Mandalay to build 3,000 Arizona homes with solar and Sonnen batteries

Reuters - Oct 12 German battery maker Sonnen GmbH will partner with Mandalay Homes to outfit 3,000 new Prescott, Arizona homes with batteries to store the excess energy generated by their rooftop solar installations. The companies want utilities to pay the homeowners to use the stored power in the 3,000 batteries, which would create a virtual power plant with 8 megawatt hours of electricity, enough to power about 5,000 average homes for a day. Even if utilities do not buy the power, homeowners would save money by not having to buy as much or any power from the grid, said Sonnen Senior Vice President Blake Richetta. For now however, the project is moving forward without buy-in from utilities. The community would be the first of its kind in the United States, the companies said.

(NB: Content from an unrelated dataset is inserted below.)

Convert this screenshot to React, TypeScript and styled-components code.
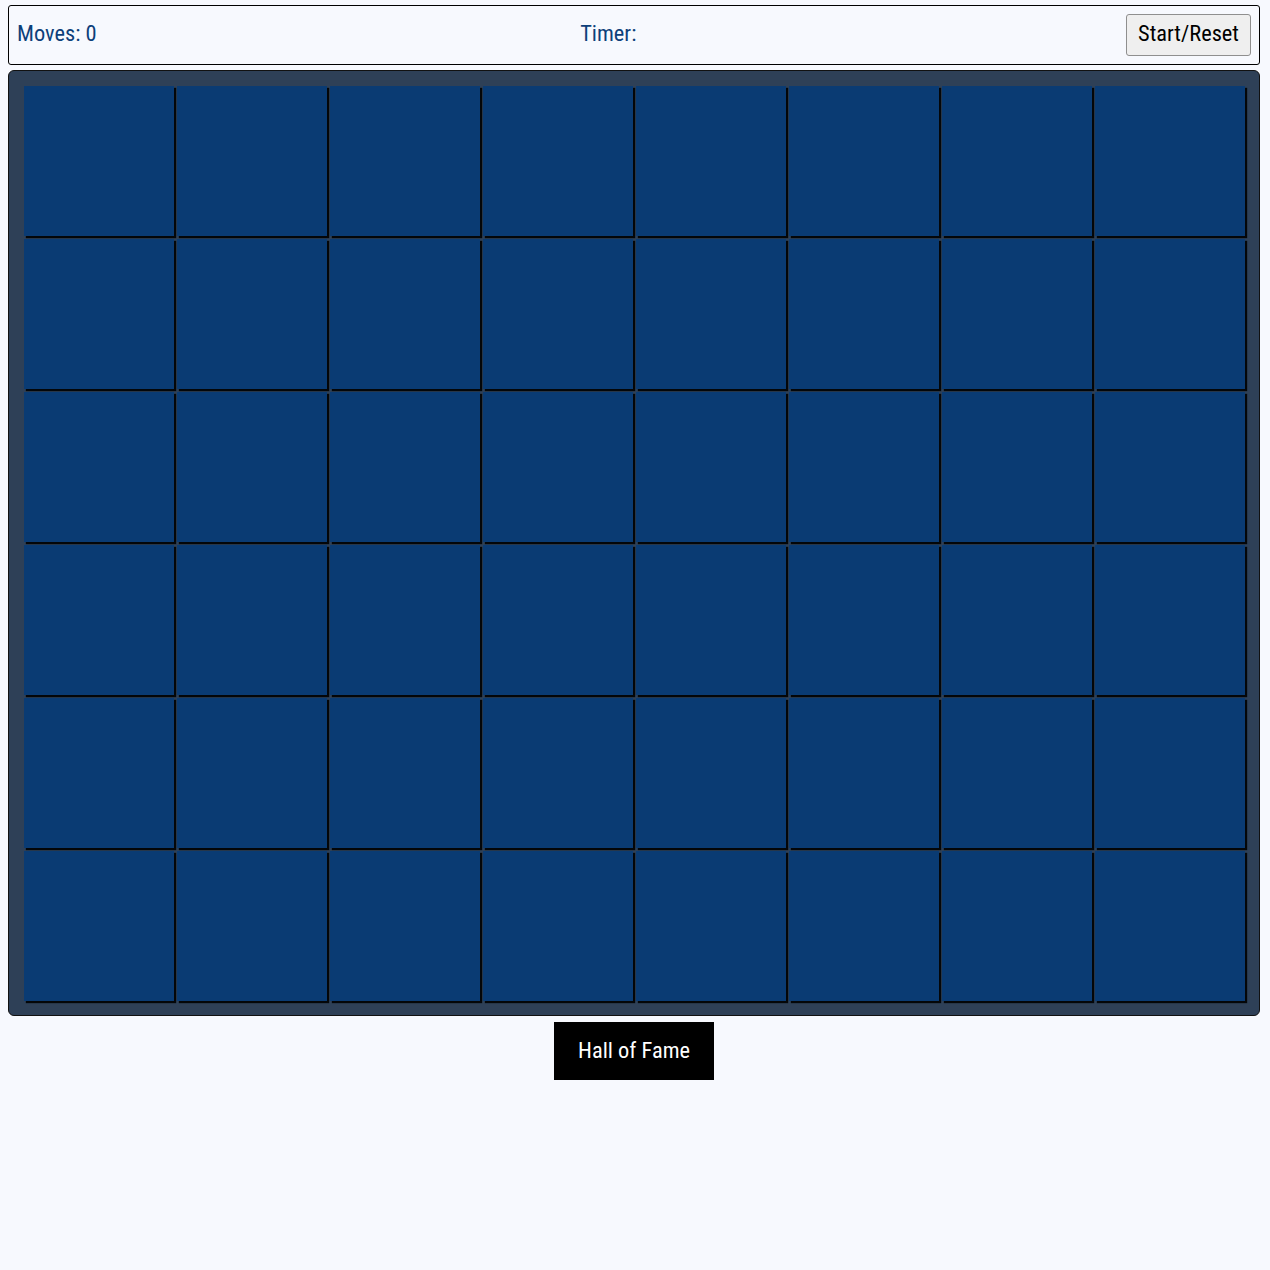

Fannie Mae closes 500th green multifamily financing deal of 2017

Proud Green Building - Oct 11 Fannie Mae has closed its 500th green financing transaction of 2017, a portfolio of 10 multifamily properties, demonstrating the broad market adoption of Fannie Mae's green finance program. As of the second quarter of 2017, since its inception, Fannie Mae's Green Financing business is projected to save enough energy to power 31 million cell phones and save the equivalent of 15.6 billion glasses of water annually. Fannie Mae green loans are secured by multifamily properties that either are targeting a 20 percent or greater in energy or water consumption or have been awarded a green building certification, such as LEED or ENERGY STAR. 

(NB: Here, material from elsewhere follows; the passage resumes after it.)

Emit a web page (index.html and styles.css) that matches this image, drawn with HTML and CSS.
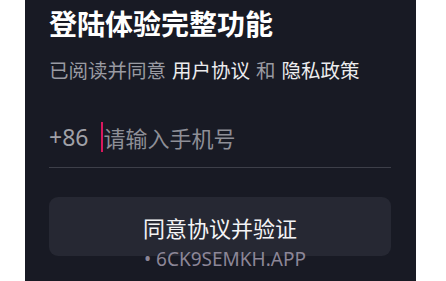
FILE: index.html
```html
<!DOCTYPE html>
<html lang="zh-CN">
<head>
  <meta charset="UTF-8"/>
  <meta name="viewport" content="width=device-width, initial-scale=1.0"/>
  <title>登陆</title>
  <link rel="stylesheet" href="styles.css">
</head>
<body>

<div class="panel">
  <h1 class="title">登陆体验完整功能</h1>
  <p class="agree">已阅读并同意<a href="#">用户协议</a><span class="and">和</span><a href="#">隐私政策</a></p>

  <div class="phone-row">
    <span class="prefix">+86</span>
    <span class="caret"></span>
    <span class="placeholder">请输入手机号</span>
  </div>

  <button class="submit">同意协议并验证</button>

  <div class="watermark">• 6CK9SEMKH.APP</div>
</div>

</body>
</html>
```

FILE: styles.css
```css
body {
  margin: 0;
  padding: 0;
  background-color: #ffffff;
  font-family: "Noto Sans", "Noto Sans CJK SC", sans-serif;
}

.panel {
  position: relative;
  margin-left: 25px;
  width: 391px;
  height: 281px;
  box-sizing: border-box;
  padding: 0 25px 0 24px;
  background-color: #181a24;
  overflow: hidden;
}

.title {
  margin: 9px 0 0 0;
  font-family: "Noto Sans CJK SC", sans-serif;
  font-size: 28px;
  line-height: 28px;
  font-weight: 700;
  color: #ffffff;
}

.agree {
  margin: 23px 0 0 0;
  font-family: "Noto Sans CJK SC", sans-serif;
  font-size: 19.5px;
  line-height: 19px;
  color: #9a9ba2;
}

.agree a {
  color: #ececee;
  text-decoration: none;
  margin: 0 6px;
}

.phone-row {
  display: flex;
  align-items: center;
  height: 40px;
  margin-top: 38px;
  border-bottom: 1px solid #3d3f49;
  padding-bottom: 10px;
}

.prefix {
  font-size: 23px;
  color: #a0a1a8;
}

.caret {
  width: 2px;
  height: 30px;
  margin-left: 13px;
  background-color: #d8185e;
}

.placeholder {
  font-family: "Noto Sans CJK SC", sans-serif;
  font-size: 22px;
  color: #8e8f97;
}

.submit {
  display: block;
  width: 100%;
  height: 59px;
  margin-top: 29px;
  border: none;
  border-radius: 9px;
  background-color: #262833;
  color: #f4f4f6;
  font-family: "Noto Sans CJK SC", sans-serif;
  font-size: 22px;
}

.watermark {
  position: absolute;
  left: 119px;
  top: 246px;
  font-size: 19px;
  color: #8c8697;
}
```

Self-driving cars could ease traffic, but increase sprawl

San Francisco Chronicle - Oct 16 A new study inspired by Boston's early experiments with self-driving cars finds that the technology could ease congestion, but might also encourage urban sprawl. The report, released Tuesday by the Boston Consulting Group and the World Economic Forum, included a computer simulation of how downtown Boston traffic would change with the advent of self-driving taxis, buses, or private cars. Vehicles would likely travel for longer distances, but there would be fewer of them on the road; simulated autonomy also reduced traffic time and cut pollution because of smoother driving patterns, such as steadier speeds and more gradual braking. At the same time, the efficiency and convenience of autonomous technology could encourage more people to live in the suburbs. Another study published this month by University of California, Davis researchers found users of ride-hailing services such as Uber and Lyft are less likely to use public transit. The Davis study says that the trend away from public transit could have broader implications once autonomous vehicle technology becomes commercially viable and a feature of ride-hailing apps.

Affordable apartments planned for South LA would use new transit-oriented incentives

Curbed - Oct 11 A new apartment complex planned for Florence may be the first project to take advantage of new incentives meant to spur development of affordable housing in transit-rich areas. Plans filed with the city Tuesday call for the demolition of an existing auto shop to make way for a building with 51 units of housing. With the exception of a manager’s unit, each of the apartments would be reserved for extremely low-income tenants. In return for the affordable units, the project’s developer has applied for incentives that would allow it to rise an additional 11 feet and include less open space and a shorter setback than normally required. These allowances are available through new transit-oriented development guidelines created through Measure JJJ, which Los Angeles voters approved in November.